— Begin Dataset content —
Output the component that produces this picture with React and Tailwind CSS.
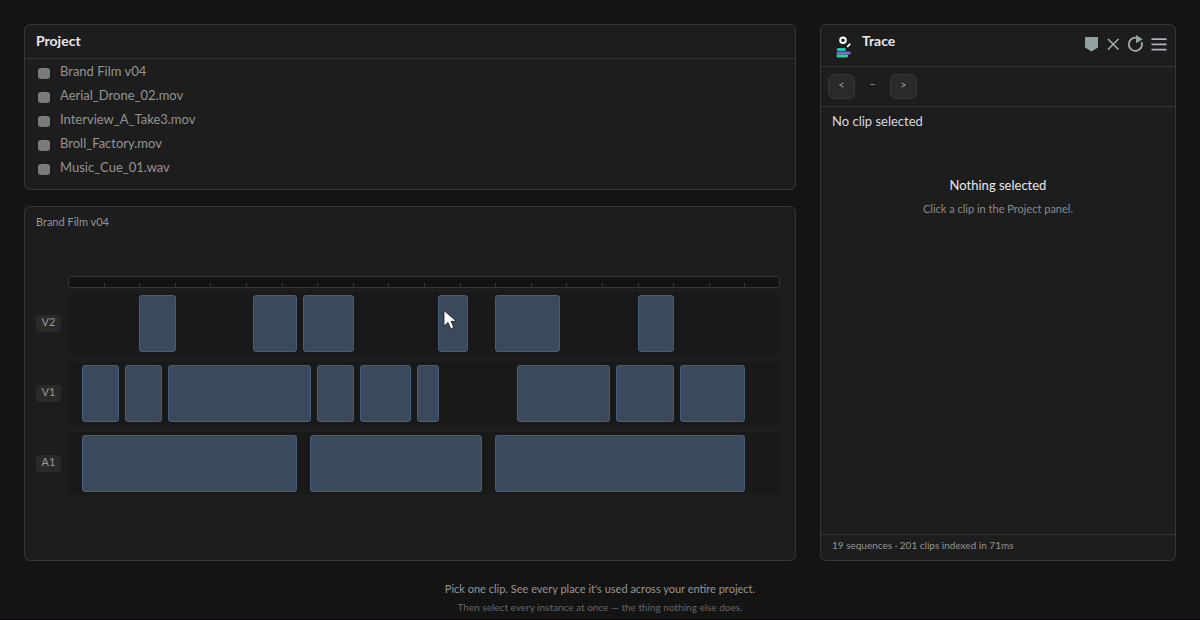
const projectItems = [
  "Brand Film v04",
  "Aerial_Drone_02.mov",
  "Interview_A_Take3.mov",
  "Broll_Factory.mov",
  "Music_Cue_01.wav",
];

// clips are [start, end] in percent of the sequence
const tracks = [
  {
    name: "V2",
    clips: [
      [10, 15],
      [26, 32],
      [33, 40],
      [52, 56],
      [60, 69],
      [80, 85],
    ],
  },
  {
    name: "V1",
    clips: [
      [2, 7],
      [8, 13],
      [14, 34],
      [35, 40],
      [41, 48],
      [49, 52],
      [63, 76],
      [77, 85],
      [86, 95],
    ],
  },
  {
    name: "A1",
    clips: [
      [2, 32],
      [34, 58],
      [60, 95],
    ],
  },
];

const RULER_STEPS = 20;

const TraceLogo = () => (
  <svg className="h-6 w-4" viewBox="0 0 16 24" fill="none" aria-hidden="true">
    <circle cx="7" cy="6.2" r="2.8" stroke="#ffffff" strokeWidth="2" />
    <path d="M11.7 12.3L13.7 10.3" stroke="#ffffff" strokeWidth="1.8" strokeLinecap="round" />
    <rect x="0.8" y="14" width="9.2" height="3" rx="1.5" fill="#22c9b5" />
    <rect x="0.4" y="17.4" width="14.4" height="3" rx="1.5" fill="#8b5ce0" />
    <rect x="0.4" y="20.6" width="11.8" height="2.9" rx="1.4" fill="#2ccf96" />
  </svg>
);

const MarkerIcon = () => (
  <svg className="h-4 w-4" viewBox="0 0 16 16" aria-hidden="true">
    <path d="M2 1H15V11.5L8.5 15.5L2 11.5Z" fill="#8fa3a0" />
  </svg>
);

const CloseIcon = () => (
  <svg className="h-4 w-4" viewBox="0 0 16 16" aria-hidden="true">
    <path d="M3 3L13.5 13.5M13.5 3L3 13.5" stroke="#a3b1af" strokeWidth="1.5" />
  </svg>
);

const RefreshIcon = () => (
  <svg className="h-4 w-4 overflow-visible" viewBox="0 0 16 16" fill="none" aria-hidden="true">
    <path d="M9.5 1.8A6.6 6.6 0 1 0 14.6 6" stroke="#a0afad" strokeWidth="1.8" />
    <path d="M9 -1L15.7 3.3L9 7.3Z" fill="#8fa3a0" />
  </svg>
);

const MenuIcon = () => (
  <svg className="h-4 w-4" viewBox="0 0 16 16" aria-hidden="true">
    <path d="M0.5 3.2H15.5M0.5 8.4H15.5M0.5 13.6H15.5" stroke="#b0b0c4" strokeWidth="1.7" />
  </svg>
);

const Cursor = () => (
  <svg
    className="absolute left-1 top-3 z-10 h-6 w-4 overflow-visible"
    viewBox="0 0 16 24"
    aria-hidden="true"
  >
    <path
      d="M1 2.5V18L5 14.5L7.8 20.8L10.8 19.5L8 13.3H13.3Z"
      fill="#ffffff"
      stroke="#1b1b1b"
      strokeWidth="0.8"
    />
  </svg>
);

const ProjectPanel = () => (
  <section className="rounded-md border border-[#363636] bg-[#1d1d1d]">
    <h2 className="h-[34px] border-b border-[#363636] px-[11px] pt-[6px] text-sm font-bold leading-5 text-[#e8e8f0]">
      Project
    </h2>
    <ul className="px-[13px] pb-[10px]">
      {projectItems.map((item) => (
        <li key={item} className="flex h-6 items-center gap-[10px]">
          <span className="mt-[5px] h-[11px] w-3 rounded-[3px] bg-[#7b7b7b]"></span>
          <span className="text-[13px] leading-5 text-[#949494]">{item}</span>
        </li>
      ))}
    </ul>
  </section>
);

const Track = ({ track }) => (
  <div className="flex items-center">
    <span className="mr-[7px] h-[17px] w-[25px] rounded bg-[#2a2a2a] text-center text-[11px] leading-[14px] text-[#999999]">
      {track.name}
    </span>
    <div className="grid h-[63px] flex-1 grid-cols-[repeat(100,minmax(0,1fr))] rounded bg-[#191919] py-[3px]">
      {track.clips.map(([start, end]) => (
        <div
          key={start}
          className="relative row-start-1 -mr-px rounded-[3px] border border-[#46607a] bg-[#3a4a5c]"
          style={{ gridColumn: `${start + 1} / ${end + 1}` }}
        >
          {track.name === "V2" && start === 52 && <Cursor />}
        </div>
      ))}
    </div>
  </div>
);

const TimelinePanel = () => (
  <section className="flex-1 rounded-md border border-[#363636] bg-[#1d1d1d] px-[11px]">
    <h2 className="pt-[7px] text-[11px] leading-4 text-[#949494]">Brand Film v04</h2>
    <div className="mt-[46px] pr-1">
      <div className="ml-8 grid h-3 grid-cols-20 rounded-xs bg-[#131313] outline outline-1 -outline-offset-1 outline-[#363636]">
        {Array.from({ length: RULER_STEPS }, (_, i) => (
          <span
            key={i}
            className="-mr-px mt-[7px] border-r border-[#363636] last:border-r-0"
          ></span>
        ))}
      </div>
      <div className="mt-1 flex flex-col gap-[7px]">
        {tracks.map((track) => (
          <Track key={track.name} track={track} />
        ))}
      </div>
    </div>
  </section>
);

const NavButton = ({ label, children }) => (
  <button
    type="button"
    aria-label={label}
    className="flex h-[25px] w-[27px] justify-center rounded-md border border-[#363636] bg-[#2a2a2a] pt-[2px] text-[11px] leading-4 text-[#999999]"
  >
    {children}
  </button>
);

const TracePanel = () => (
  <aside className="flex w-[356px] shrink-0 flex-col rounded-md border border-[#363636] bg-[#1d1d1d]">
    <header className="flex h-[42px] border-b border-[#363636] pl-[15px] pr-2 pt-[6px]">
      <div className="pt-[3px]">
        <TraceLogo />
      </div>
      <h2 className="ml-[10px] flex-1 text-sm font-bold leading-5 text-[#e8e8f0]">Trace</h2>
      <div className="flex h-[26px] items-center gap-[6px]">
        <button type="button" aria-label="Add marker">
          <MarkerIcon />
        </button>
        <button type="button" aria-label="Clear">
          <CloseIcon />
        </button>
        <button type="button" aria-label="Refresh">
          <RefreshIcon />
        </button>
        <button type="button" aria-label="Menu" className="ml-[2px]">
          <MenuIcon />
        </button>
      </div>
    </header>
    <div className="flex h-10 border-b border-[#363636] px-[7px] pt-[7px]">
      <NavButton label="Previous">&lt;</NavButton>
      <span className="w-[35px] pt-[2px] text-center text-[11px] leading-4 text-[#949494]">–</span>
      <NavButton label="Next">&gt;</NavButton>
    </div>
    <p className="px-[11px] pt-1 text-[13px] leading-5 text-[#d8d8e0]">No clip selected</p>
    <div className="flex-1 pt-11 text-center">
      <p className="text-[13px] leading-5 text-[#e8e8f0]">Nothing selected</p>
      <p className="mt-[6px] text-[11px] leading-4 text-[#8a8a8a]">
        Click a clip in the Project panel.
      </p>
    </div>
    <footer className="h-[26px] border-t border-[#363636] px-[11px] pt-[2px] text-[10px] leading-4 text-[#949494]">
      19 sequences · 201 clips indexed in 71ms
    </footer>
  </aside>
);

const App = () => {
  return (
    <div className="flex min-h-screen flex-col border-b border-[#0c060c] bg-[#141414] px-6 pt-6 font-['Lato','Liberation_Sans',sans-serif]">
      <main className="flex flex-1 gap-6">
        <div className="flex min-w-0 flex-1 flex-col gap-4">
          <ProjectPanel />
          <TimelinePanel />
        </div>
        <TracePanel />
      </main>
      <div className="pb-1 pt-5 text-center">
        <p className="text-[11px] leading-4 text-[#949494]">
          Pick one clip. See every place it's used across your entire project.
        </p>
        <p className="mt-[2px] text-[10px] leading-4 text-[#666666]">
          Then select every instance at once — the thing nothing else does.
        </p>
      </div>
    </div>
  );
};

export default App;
— End Dataset content —
▶ _Written request_
Copy the data exactly. Any picture it contains is to be omitted.

▶ _Solved exercise_
Output the component that produces this picture with React and Tailwind CSS.
const projectItems = [
  "Brand Film v04",
  "Aerial_Drone_02.mov",
  "Interview_A_Take3.mov",
  "Broll_Factory.mov",
  "Music_Cue_01.wav",
];

// clips are [start, end] in percent of the sequence
const tracks = [
  {
    name: "V2",
    clips: [
      [10, 15],
      [26, 32],
      [33, 40],
      [52, 56],
      [60, 69],
      [80, 85],
    ],
  },
  {
    name: "V1",
    clips: [
      [2, 7],
      [8, 13],
      [14, 34],
      [35, 40],
      [41, 48],
      [49, 52],
      [63, 76],
      [77, 85],
      [86, 95],
    ],
  },
  {
    name: "A1",
    clips: [
      [2, 32],
      [34, 58],
      [60, 95],
    ],
  },
];

const RULER_STEPS = 20;

const TraceLogo = () => (
  <svg className="h-6 w-4" viewBox="0 0 16 24" fill="none" aria-hidden="true">
    <circle cx="7" cy="6.2" r="2.8" stroke="#ffffff" strokeWidth="2" />
    <path d="M11.7 12.3L13.7 10.3" stroke="#ffffff" strokeWidth="1.8" strokeLinecap="round" />
    <rect x="0.8" y="14" width="9.2" height="3" rx="1.5" fill="#22c9b5" />
    <rect x="0.4" y="17.4" width="14.4" height="3" rx="1.5" fill="#8b5ce0" />
    <rect x="0.4" y="20.6" width="11.8" height="2.9" rx="1.4" fill="#2ccf96" />
  </svg>
);

const MarkerIcon = () => (
  <svg className="h-4 w-4" viewBox="0 0 16 16" aria-hidden="true">
    <path d="M2 1H15V11.5L8.5 15.5L2 11.5Z" fill="#8fa3a0" />
  </svg>
);

const CloseIcon = () => (
  <svg className="h-4 w-4" viewBox="0 0 16 16" aria-hidden="true">
    <path d="M3 3L13.5 13.5M13.5 3L3 13.5" stroke="#a3b1af" strokeWidth="1.5" />
  </svg>
);

const RefreshIcon = () => (
  <svg className="h-4 w-4 overflow-visible" viewBox="0 0 16 16" fill="none" aria-hidden="true">
    <path d="M9.5 1.8A6.6 6.6 0 1 0 14.6 6" stroke="#a0afad" strokeWidth="1.8" />
    <path d="M9 -1L15.7 3.3L9 7.3Z" fill="#8fa3a0" />
  </svg>
);

const MenuIcon = () => (
  <svg className="h-4 w-4" viewBox="0 0 16 16" aria-hidden="true">
    <path d="M0.5 3.2H15.5M0.5 8.4H15.5M0.5 13.6H15.5" stroke="#b0b0c4" strokeWidth="1.7" />
  </svg>
);

const Cursor = () => (
  <svg
    className="absolute left-1 top-3 z-10 h-6 w-4 overflow-visible"
    viewBox="0 0 16 24"
    aria-hidden="true"
  >
    <path
      d="M1 2.5V18L5 14.5L7.8 20.8L10.8 19.5L8 13.3H13.3Z"
      fill="#ffffff"
      stroke="#1b1b1b"
      strokeWidth="0.8"
    />
  </svg>
);

const ProjectPanel = () => (
  <section className="rounded-md border border-[#363636] bg-[#1d1d1d]">
    <h2 className="h-[34px] border-b border-[#363636] px-[11px] pt-[6px] text-sm font-bold leading-5 text-[#e8e8f0]">
      Project
    </h2>
    <ul className="px-[13px] pb-[10px]">
      {projectItems.map((item) => (
        <li key={item} className="flex h-6 items-center gap-[10px]">
          <span className="mt-[5px] h-[11px] w-3 rounded-[3px] bg-[#7b7b7b]"></span>
          <span className="text-[13px] leading-5 text-[#949494]">{item}</span>
        </li>
      ))}
    </ul>
  </section>
);

const Track = ({ track }) => (
  <div className="flex items-center">
    <span className="mr-[7px] h-[17px] w-[25px] rounded bg-[#2a2a2a] text-center text-[11px] leading-[14px] text-[#999999]">
      {track.name}
    </span>
    <div className="grid h-[63px] flex-1 grid-cols-[repeat(100,minmax(0,1fr))] rounded bg-[#191919] py-[3px]">
      {track.clips.map(([start, end]) => (
        <div
          key={start}
          className="relative row-start-1 -mr-px rounded-[3px] border border-[#46607a] bg-[#3a4a5c]"
          style={{ gridColumn: `${start + 1} / ${end + 1}` }}
        >
          {track.name === "V2" && start === 52 && <Cursor />}
        </div>
      ))}
    </div>
  </div>
);

const TimelinePanel = () => (
  <section className="flex-1 rounded-md border border-[#363636] bg-[#1d1d1d] px-[11px]">
    <h2 className="pt-[7px] text-[11px] leading-4 text-[#949494]">Brand Film v04</h2>
    <div className="mt-[46px] pr-1">
      <div className="ml-8 grid h-3 grid-cols-20 rounded-xs bg-[#131313] outline outline-1 -outline-offset-1 outline-[#363636]">
        {Array.from({ length: RULER_STEPS }, (_, i) => (
          <span
            key={i}
            className="-mr-px mt-[7px] border-r border-[#363636] last:border-r-0"
          ></span>
        ))}
      </div>
      <div className="mt-1 flex flex-col gap-[7px]">
        {tracks.map((track) => (
          <Track key={track.name} track={track} />
        ))}
      </div>
    </div>
  </section>
);

const NavButton = ({ label, children }) => (
  <button
    type="button"
    aria-label={label}
    className="flex h-[25px] w-[27px] justify-center rounded-md border border-[#363636] bg-[#2a2a2a] pt-[2px] text-[11px] leading-4 text-[#999999]"
  >
    {children}
  </button>
);

const TracePanel = () => (
  <aside className="flex w-[356px] shrink-0 flex-col rounded-md border border-[#363636] bg-[#1d1d1d]">
    <header className="flex h-[42px] border-b border-[#363636] pl-[15px] pr-2 pt-[6px]">
      <div className="pt-[3px]">
        <TraceLogo />
      </div>
      <h2 className="ml-[10px] flex-1 text-sm font-bold leading-5 text-[#e8e8f0]">Trace</h2>
      <div className="flex h-[26px] items-center gap-[6px]">
        <button type="button" aria-label="Add marker">
          <MarkerIcon />
        </button>
        <button type="button" aria-label="Clear">
          <CloseIcon />
        </button>
        <button type="button" aria-label="Refresh">
          <RefreshIcon />
        </button>
        <button type="button" aria-label="Menu" className="ml-[2px]">
          <MenuIcon />
        </button>
      </div>
    </header>
    <div className="flex h-10 border-b border-[#363636] px-[7px] pt-[7px]">
      <NavButton label="Previous">&lt;</NavButton>
      <span className="w-[35px] pt-[2px] text-center text-[11px] leading-4 text-[#949494]">–</span>
      <NavButton label="Next">&gt;</NavButton>
    </div>
    <p className="px-[11px] pt-1 text-[13px] leading-5 text-[#d8d8e0]">No clip selected</p>
    <div className="flex-1 pt-11 text-center">
      <p className="text-[13px] leading-5 text-[#e8e8f0]">Nothing selected</p>
      <p className="mt-[6px] text-[11px] leading-4 text-[#8a8a8a]">
        Click a clip in the Project panel.
      </p>
    </div>
    <footer className="h-[26px] border-t border-[#363636] px-[11px] pt-[2px] text-[10px] leading-4 text-[#949494]">
      19 sequences · 201 clips indexed in 71ms
    </footer>
  </aside>
);

const App = () => {
  return (
    <div className="flex min-h-screen flex-col border-b border-[#0c060c] bg-[#141414] px-6 pt-6 font-['Lato','Liberation_Sans',sans-serif]">
      <main className="flex flex-1 gap-6">
        <div className="flex min-w-0 flex-1 flex-col gap-4">
          <ProjectPanel />
          <TimelinePanel />
        </div>
        <TracePanel />
      </main>
      <div className="pb-1 pt-5 text-center">
        <p className="text-[11px] leading-4 text-[#949494]">
          Pick one clip. See every place it's used across your entire project.
        </p>
        <p className="mt-[2px] text-[10px] leading-4 text-[#666666]">
          Then select every instance at once — the thing nothing else does.
        </p>
      </div>
    </div>
  );
};

export default App;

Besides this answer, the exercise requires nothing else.